Historian John Guy has a number of books you might consult. First is Thomas More, which attempts to separate the man from the legend. Guy's entry in the Penguin Monarchs series, Henry VIII: The Quest for Fame, is a very short, readable biography of More's king, with good attention given to Henry's divorce, his split with the Church, and his eradication of dissenters, including More. Guy has also written The Tudors, part of Oxford UP's Very Short Introductions series.
Alison Weir, who has done a great deal to popularize the Tudors with her voluminous biographies, covers More well in Henry VIII: The King and His Court. Recent paperback editions include a short essay in which she compares various film depictions of Henry and his life.
Charlton Heston played More in a TV adaptation of A Man for All Seasons, which I haven't seen. Neither have I seen his portrayal by Jeremy Northam in The Tudors, which I gather is sympathetic but inaccurate. I have seen the BBC's Wolf Hall, based on the novel by Hilary Mantel, in which More is played by Anton Lesser opposite Mark Rylance as Cromwell and Damian Lewis as Henry VIII. Mantel is violently anti-Catholic and Wolf Hall is an admitted attempt to tear down More's reputation. I haven't read the novel, but I understand the miniseries to have toned down her attack, even if it includes Foxe's false accusations of torture. More comes across as an educated doofus, a man stupidly committed to principle instead of expedience (Cromwell, throughout, is held up as his pragmatic opposite). I still recommend Wolf Hall because it's excellent storytelling and filmmaking, but understand that its depiction of More is overtly hostile.

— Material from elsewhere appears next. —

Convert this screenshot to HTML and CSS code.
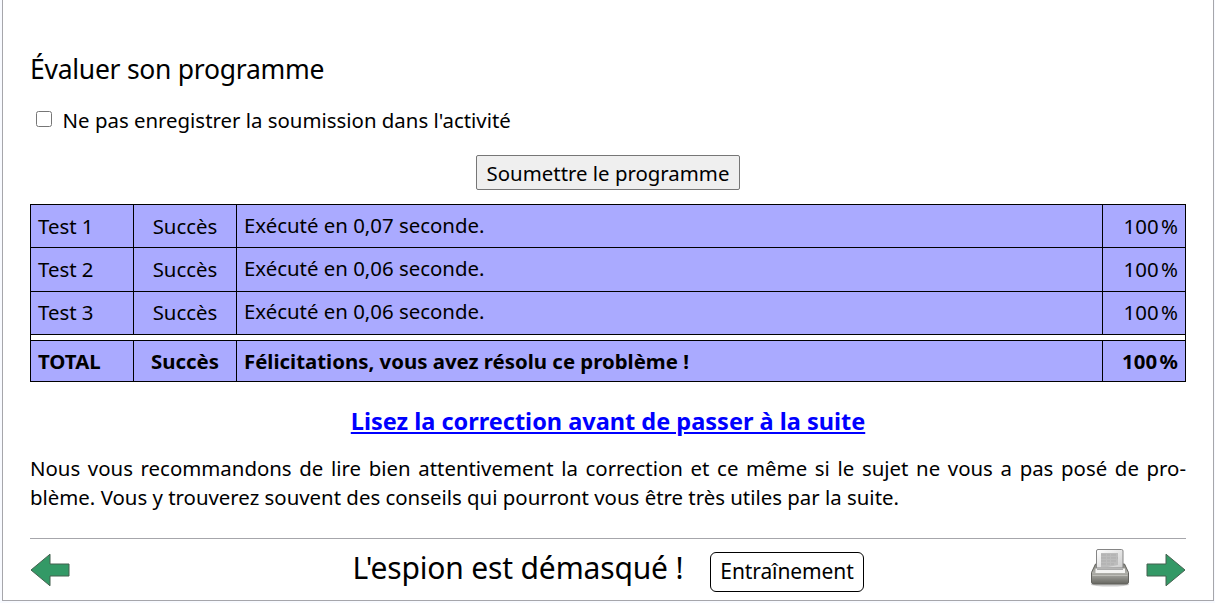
FILE: index.html
```html
<!DOCTYPE html>
<html lang="fr">
<head>
<meta charset="utf-8">
<title>L'espion est démasqué !</title>
<link rel="stylesheet" href="styles.css">
</head>
<body>
<main class="sheet">
  <h2 class="heading">Évaluer son programme</h2>
  <label class="option"><input type="checkbox" class="check"><span>Ne pas enregistrer la soumission dans l'activité</span></label>
  <div class="submit-row"><button class="submit" type="button">Soumettre le programme</button></div>
  <div class="results">
    <div class="row"><span>Test 1</span><span class="status">Succès</span><span class="message">Exécuté en 0,07 seconde.</span><span class="score">100 %</span></div>
    <div class="row tall"><span>Test 2</span><span class="status">Succès</span><span class="message">Exécuté en 0,06 seconde.</span><span class="score">100 %</span></div>
    <div class="row third"><span>Test 3</span><span class="status">Succès</span><span class="message">Exécuté en 0,06 seconde.</span><span class="score">100 %</span></div>
    <div class="row total"><span>TOTAL</span><span class="status">Succès</span><span>Félicitations, vous avez résolu ce problème !</span><span class="score">100 %</span></div>
  </div>
  <h3 class="correction"><a href="#">Lisez la correction avant de passer à la suite</a></h3>
  <p class="advice"><span class="line">Nous vous recommandons de lire bien attentivement la correction et ce même si le sujet ne vous a pas posé de pro-</span><span>blème. Vous y trouverez souvent des conseils qui pourront vous être très utiles par la suite.</span></p>
  <footer class="footer">
    <svg class="arrow" viewBox="0 0 40 34"><path d="M1 17 20 1.2V11H39V23H20V32.8Z"/></svg>
    <div class="title"><span class="name">L'espion est démasqué !</span><span class="badge">Entraînement</span></div>
    <div class="tools">
      <svg class="printer" viewBox="0 0 40 40">
        <defs>
          <linearGradient id="body" x2="0" y2="1"><stop stop-color="#85857f"/><stop offset=".45" stop-color="#b0b0aa"/><stop offset="1" stop-color="#666660"/></linearGradient>
          <linearGradient id="paper" x2="1" y2="1"><stop stop-color="#fff"/><stop offset="1" stop-color="#ccc"/></linearGradient>
        </defs>
        <ellipse cx="20" cy="36.500" rx="19" ry="2" fill="#ccc"/>
        <path d="M5.500 16H34.500L38.500 24.500V34Q38.500 36 36.500 36H3.500Q1.500 36 1.500 34V24.500Z" fill="url(#body)" stroke="#62625d"/>
        <path d="M6.500 20V3Q6.500 1.500 8 1.500H31.500Q33 1.500 33 3V20Z" fill="url(#paper)" stroke="#858585"/>
        <path d="M11 5H28V17L18 19H11Z" fill="#bcbcbc"/>
        <path d="M11 7H26M11 10H28M11 13H27M11 16H24" stroke="#adadad" stroke-dasharray="5 1 3 1"/>
        <path d="M5.500 20.500H35V25H5.500Z" fill="#f3f3f1"/>
        <path d="M7 20.500H33V22H7Z" fill="#aaa"/>
        <path d="M2.500 27.500H37.500" stroke="#bebeb8"/>
      </svg>
      <svg class="arrow" viewBox="0 0 40 34"><path d="M39 17 20 1.200V11H1V23H20V32.800Z"/></svg>
    </div>
  </footer>
</main>
</body>
</html>
```
FILE: styles.css
```css
* { box-sizing: border-box; }
body {
  margin: 0;
  padding: 0 1px 0 2px;
  height: 603px;
  overflow: hidden;
  background: #f8faff;
  color: #000;
  font: 20.4px/29px "Noto Sans", sans-serif;
}
.sheet {
  height: 601px;
  padding: 51px 27px 0;
  background: #fff;
  border: 1px solid #a6a6ab;
  border-top: 0;
}
.heading { margin: 0; font-size: 26.5px; line-height: 37px; font-weight: 400; letter-spacing: -.27px; white-space: nowrap; }
.option { display: flex; align-items: center; height: 29px; margin-top: 18px; white-space: nowrap; }
.check { width: 16px; height: 16px; margin: 0 11px 3px 6px; }
.option span { margin-left: -.4px; }
.submit-row { display: flex; justify-content: center; margin-top: 20px; }
.submit {
  width: 264px;
  height: 35px;
  padding: 2px 0 0;
  border: 1px solid #767676;
  border-radius: 2px;
  background: #efefef;
  color: #000;
  font: inherit;
  white-space: nowrap;
}
.results { margin-top: 14px; border: 1px solid #000; }
.row {
  display: grid;
  grid-template-columns: 103px 103px 866px 82px;
  height: 43px;
  border-bottom: 1px solid #000;
  background: #aaf;
  line-height: 43px;
  white-space: nowrap;
}
.row > span { padding-left: 7px; border-right: 1px solid #000; }
.row.tall { height: 44px; }
.row.third { line-height: 41px; }
.row > .status { padding: 0; text-align: center; }
.row > .message { line-height: 41px; }
.row.third > .message { line-height: 39px; }
.row > .score { padding: 0 7px 0 0; border: 0; text-align: right; word-spacing: -2.8px; }
.row.total {
  height: 41px;
  margin-top: 5px;
  border-top: 1px solid #000;
  border-bottom: 0;
  line-height: 41px;
  font-weight: 700;
}
.correction { margin: 22px 0 0; text-align: center; font-size: 23.5px; line-height: 34px; font-weight: 700; }
.correction a { color: #00f; }
.advice { margin: 16px 0 0; }
.advice span { display: block; white-space: nowrap; }
.advice .line { text-align-last: justify; }
.footer {
  display: flex;
  align-items: flex-start;
  justify-content: space-between;
  height: 62px;
  margin-top: 26px;
  border-top: 1px solid #a6a6ab;
}
.arrow { width: 40px; height: 34px; margin-top: 14px; fill: #339966; stroke: #44614f; stroke-width: 1; }
.title { display: flex; margin-left: 55px; }
.name { width: 358px; margin-top: 8px; padding-left: 1px; font-size: 30px; line-height: 42px; letter-spacing: -.16px; white-space: nowrap; }
.badge {
  width: 154px;
  height: 40px;
  margin-top: 13px;
  padding-left: 1px;
  border: 1px solid #000;
  border-radius: 6px;
  font-size: 21px;
  line-height: 37px;
  letter-spacing: -.1px;
  text-align: center;
}
.tools { display: flex; gap: 16px; }
.printer { width: 40px; height: 40px; margin-top: 9px; }
```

And of course there are the works of More himself. Utopia is readily available in a variety of editions and translations. I'm currently reading Paul Turner's translation for Penguin Classics. Vintage Spiritual Classics offers a modest Selected Writings anthology. Other works are readily available elsewhere, including free digitized texts online at places like Project Gutenberg. Check out More's Dialogue Comfort Against Tribulation, written while More awaited his death in the Tower.